I had planned to go to Hikone to see the castle there before I left, but unfortunately as I mentioned above, the weather and my health did not cooperate. I was a little bummed by that, but honestly was ready to move on to warmer weather. I had an enjoyable time in Japan, but it was not as cool as South Korea in my opinion. The people were not as hospitable and remarkably few people spoke any english. I definitely saw some beautiful temples and shrines. My final take on Japan: Visit, but come during the Spring. It was too bitingly cold on many days to enjoy myself. On one day I wore thermal underwear, three long sleeve shirts, a sweatshirt, and a fleece jacket and I was still frigid cold. Another overarching theme on my trip was, “It’s beautiful here when the Cherry Blossoms bloom.” Great, thanks, but I’m here now and they are not blooming. I almost felt like people were pitying me for missing it. It would be extremely hard to time it though because they only bloom for 10-14 days and it varies each year in a two month window of time. You would have to be ready to fly at the drop of a hat to catch them.

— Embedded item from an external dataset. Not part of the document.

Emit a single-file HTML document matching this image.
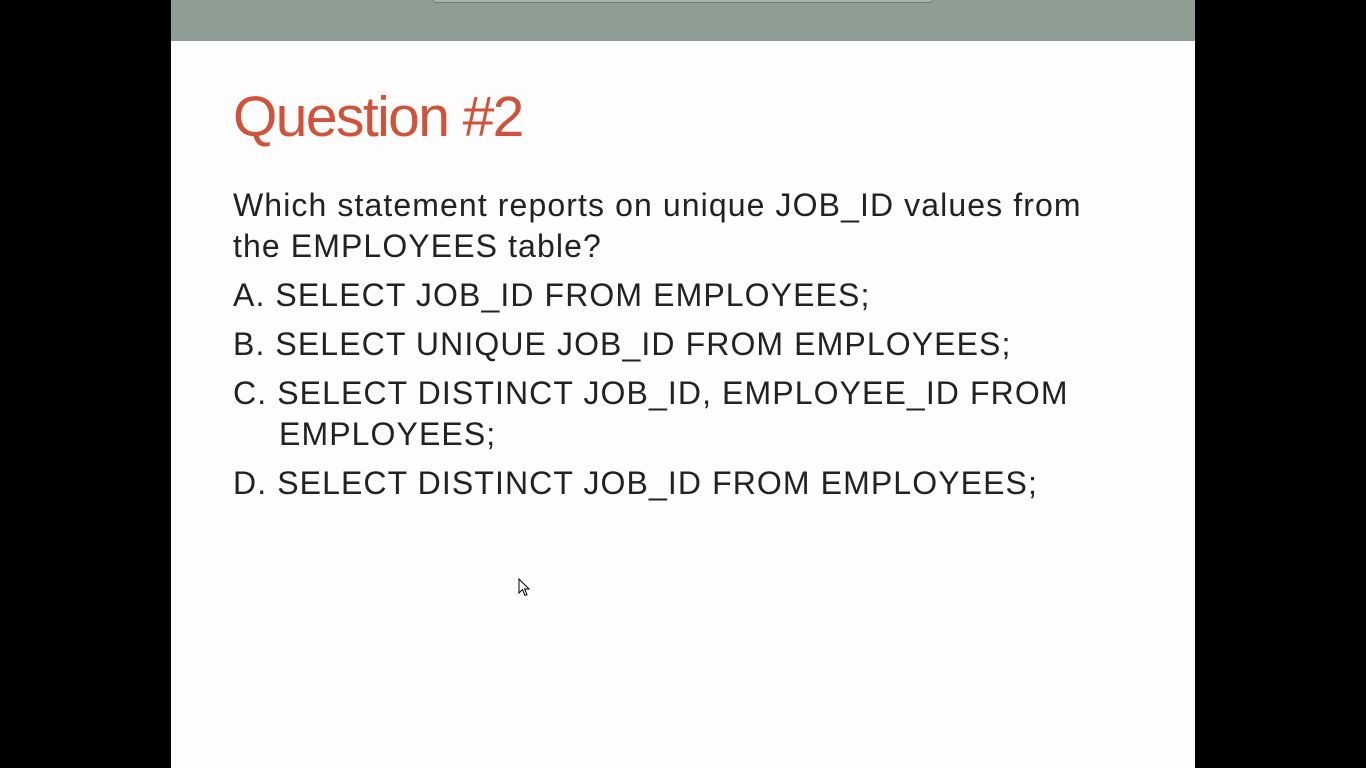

Ready to hit some warmer pastures, I happily jumped on my plane to Bangkok. Those of you that follow my Tweets or Facebook know that my love affair with Bangkok started right when I got here. I am staying on Rambuttri Road which is one street over from Khao San Road, a worldwide renowned backpackers haven.
The streets are lined with bars, vendors, and cheap souvenirs. I bought two tank tops and two blouses for $8, got an hour long massage for $5, and walked down the street and had a couple of beers for $2. Seriously, I love this place. It is shockingly hot and sticky here after being in frigid Japan, but I am sure I will adjust.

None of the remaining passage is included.